▼
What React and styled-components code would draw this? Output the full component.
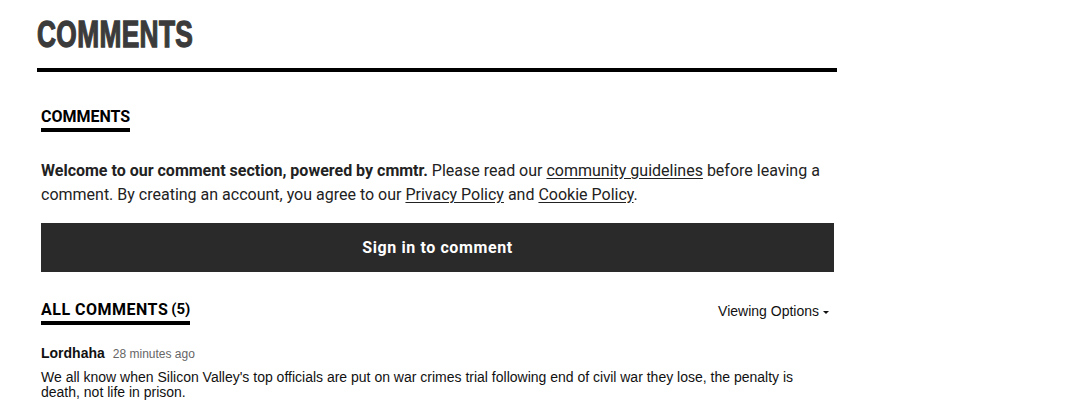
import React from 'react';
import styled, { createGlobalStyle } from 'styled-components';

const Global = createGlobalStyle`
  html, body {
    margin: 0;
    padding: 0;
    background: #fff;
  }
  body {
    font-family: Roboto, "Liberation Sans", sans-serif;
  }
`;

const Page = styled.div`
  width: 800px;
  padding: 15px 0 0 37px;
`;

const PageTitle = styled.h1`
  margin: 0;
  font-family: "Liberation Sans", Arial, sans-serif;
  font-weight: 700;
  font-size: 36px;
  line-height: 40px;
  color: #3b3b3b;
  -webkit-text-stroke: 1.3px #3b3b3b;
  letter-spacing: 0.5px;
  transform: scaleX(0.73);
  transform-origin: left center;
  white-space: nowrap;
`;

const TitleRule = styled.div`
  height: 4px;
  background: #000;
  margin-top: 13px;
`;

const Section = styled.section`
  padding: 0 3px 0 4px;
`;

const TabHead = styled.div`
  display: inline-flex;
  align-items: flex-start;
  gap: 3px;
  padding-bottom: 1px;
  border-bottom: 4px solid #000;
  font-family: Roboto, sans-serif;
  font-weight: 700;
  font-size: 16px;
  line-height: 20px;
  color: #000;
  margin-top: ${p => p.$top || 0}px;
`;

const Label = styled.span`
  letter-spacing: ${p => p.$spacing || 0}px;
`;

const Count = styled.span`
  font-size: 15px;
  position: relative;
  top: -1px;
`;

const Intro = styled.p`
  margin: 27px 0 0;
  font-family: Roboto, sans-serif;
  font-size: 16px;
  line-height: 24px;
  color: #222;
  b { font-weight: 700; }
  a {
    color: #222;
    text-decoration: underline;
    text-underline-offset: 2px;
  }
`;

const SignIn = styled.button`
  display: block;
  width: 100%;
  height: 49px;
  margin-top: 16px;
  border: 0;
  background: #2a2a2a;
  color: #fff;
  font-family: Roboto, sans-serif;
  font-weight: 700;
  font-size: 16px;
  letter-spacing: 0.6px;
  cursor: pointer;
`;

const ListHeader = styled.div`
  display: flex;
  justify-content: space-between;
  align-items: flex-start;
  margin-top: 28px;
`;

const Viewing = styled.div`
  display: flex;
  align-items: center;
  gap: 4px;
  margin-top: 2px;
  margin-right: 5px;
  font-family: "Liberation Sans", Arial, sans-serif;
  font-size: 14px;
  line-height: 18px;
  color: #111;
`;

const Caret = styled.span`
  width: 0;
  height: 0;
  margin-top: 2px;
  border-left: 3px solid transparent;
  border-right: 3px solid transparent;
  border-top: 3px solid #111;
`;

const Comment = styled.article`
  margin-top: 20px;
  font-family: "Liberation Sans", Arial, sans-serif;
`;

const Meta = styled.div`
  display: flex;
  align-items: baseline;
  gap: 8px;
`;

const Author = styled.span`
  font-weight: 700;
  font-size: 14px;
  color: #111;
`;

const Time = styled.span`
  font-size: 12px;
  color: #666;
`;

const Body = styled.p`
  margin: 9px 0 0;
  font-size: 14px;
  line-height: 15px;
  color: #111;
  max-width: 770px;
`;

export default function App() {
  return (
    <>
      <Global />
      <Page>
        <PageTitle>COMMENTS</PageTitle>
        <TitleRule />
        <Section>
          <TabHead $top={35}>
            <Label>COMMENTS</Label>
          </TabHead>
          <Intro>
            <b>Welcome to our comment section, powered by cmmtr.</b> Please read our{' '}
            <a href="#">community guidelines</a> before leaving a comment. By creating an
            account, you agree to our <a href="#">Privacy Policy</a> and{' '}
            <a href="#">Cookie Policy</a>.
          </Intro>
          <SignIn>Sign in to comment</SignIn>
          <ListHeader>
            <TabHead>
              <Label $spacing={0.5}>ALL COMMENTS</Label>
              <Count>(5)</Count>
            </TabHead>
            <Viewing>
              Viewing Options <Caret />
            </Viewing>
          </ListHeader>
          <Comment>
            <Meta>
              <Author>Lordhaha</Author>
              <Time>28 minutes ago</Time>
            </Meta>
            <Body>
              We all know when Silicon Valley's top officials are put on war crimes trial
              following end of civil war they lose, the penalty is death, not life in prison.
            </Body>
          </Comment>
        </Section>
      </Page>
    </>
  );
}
▲
Retype the listing exactly. Pictures do not belong in the copy.

### COMPLETED TASK
What React and styled-components code would draw this? Output the full component.
import React from 'react';
import styled, { createGlobalStyle } from 'styled-components';

const Global = createGlobalStyle`
  html, body {
    margin: 0;
    padding: 0;
    background: #fff;
  }
  body {
    font-family: Roboto, "Liberation Sans", sans-serif;
  }
`;

const Page = styled.div`
  width: 800px;
  padding: 15px 0 0 37px;
`;

const PageTitle = styled.h1`
  margin: 0;
  font-family: "Liberation Sans", Arial, sans-serif;
  font-weight: 700;
  font-size: 36px;
  line-height: 40px;
  color: #3b3b3b;
  -webkit-text-stroke: 1.3px #3b3b3b;
  letter-spacing: 0.5px;
  transform: scaleX(0.73);
  transform-origin: left center;
  white-space: nowrap;
`;

const TitleRule = styled.div`
  height: 4px;
  background: #000;
  margin-top: 13px;
`;

const Section = styled.section`
  padding: 0 3px 0 4px;
`;

const TabHead = styled.div`
  display: inline-flex;
  align-items: flex-start;
  gap: 3px;
  padding-bottom: 1px;
  border-bottom: 4px solid #000;
  font-family: Roboto, sans-serif;
  font-weight: 700;
  font-size: 16px;
  line-height: 20px;
  color: #000;
  margin-top: ${p => p.$top || 0}px;
`;

const Label = styled.span`
  letter-spacing: ${p => p.$spacing || 0}px;
`;

const Count = styled.span`
  font-size: 15px;
  position: relative;
  top: -1px;
`;

const Intro = styled.p`
  margin: 27px 0 0;
  font-family: Roboto, sans-serif;
  font-size: 16px;
  line-height: 24px;
  color: #222;
  b { font-weight: 700; }
  a {
    color: #222;
    text-decoration: underline;
    text-underline-offset: 2px;
  }
`;

const SignIn = styled.button`
  display: block;
  width: 100%;
  height: 49px;
  margin-top: 16px;
  border: 0;
  background: #2a2a2a;
  color: #fff;
  font-family: Roboto, sans-serif;
  font-weight: 700;
  font-size: 16px;
  letter-spacing: 0.6px;
  cursor: pointer;
`;

const ListHeader = styled.div`
  display: flex;
  justify-content: space-between;
  align-items: flex-start;
  margin-top: 28px;
`;

const Viewing = styled.div`
  display: flex;
  align-items: center;
  gap: 4px;
  margin-top: 2px;
  margin-right: 5px;
  font-family: "Liberation Sans", Arial, sans-serif;
  font-size: 14px;
  line-height: 18px;
  color: #111;
`;

const Caret = styled.span`
  width: 0;
  height: 0;
  margin-top: 2px;
  border-left: 3px solid transparent;
  border-right: 3px solid transparent;
  border-top: 3px solid #111;
`;

const Comment = styled.article`
  margin-top: 20px;
  font-family: "Liberation Sans", Arial, sans-serif;
`;

const Meta = styled.div`
  display: flex;
  align-items: baseline;
  gap: 8px;
`;

const Author = styled.span`
  font-weight: 700;
  font-size: 14px;
  color: #111;
`;

const Time = styled.span`
  font-size: 12px;
  color: #666;
`;

const Body = styled.p`
  margin: 9px 0 0;
  font-size: 14px;
  line-height: 15px;
  color: #111;
  max-width: 770px;
`;

export default function App() {
  return (
    <>
      <Global />
      <Page>
        <PageTitle>COMMENTS</PageTitle>
        <TitleRule />
        <Section>
          <TabHead $top={35}>
            <Label>COMMENTS</Label>
          </TabHead>
          <Intro>
            <b>Welcome to our comment section, powered by cmmtr.</b> Please read our{' '}
            <a href="#">community guidelines</a> before leaving a comment. By creating an
            account, you agree to our <a href="#">Privacy Policy</a> and{' '}
            <a href="#">Cookie Policy</a>.
          </Intro>
          <SignIn>Sign in to comment</SignIn>
          <ListHeader>
            <TabHead>
              <Label $spacing={0.5}>ALL COMMENTS</Label>
              <Count>(5)</Count>
            </TabHead>
            <Viewing>
              Viewing Options <Caret />
            </Viewing>
          </ListHeader>
          <Comment>
            <Meta>
              <Author>Lordhaha</Author>
              <Time>28 minutes ago</Time>
            </Meta>
            <Body>
              We all know when Silicon Valley's top officials are put on war crimes trial
              following end of civil war they lose, the penalty is death, not life in prison.
            </Body>
          </Comment>
        </Section>
      </Page>
    </>
  );
}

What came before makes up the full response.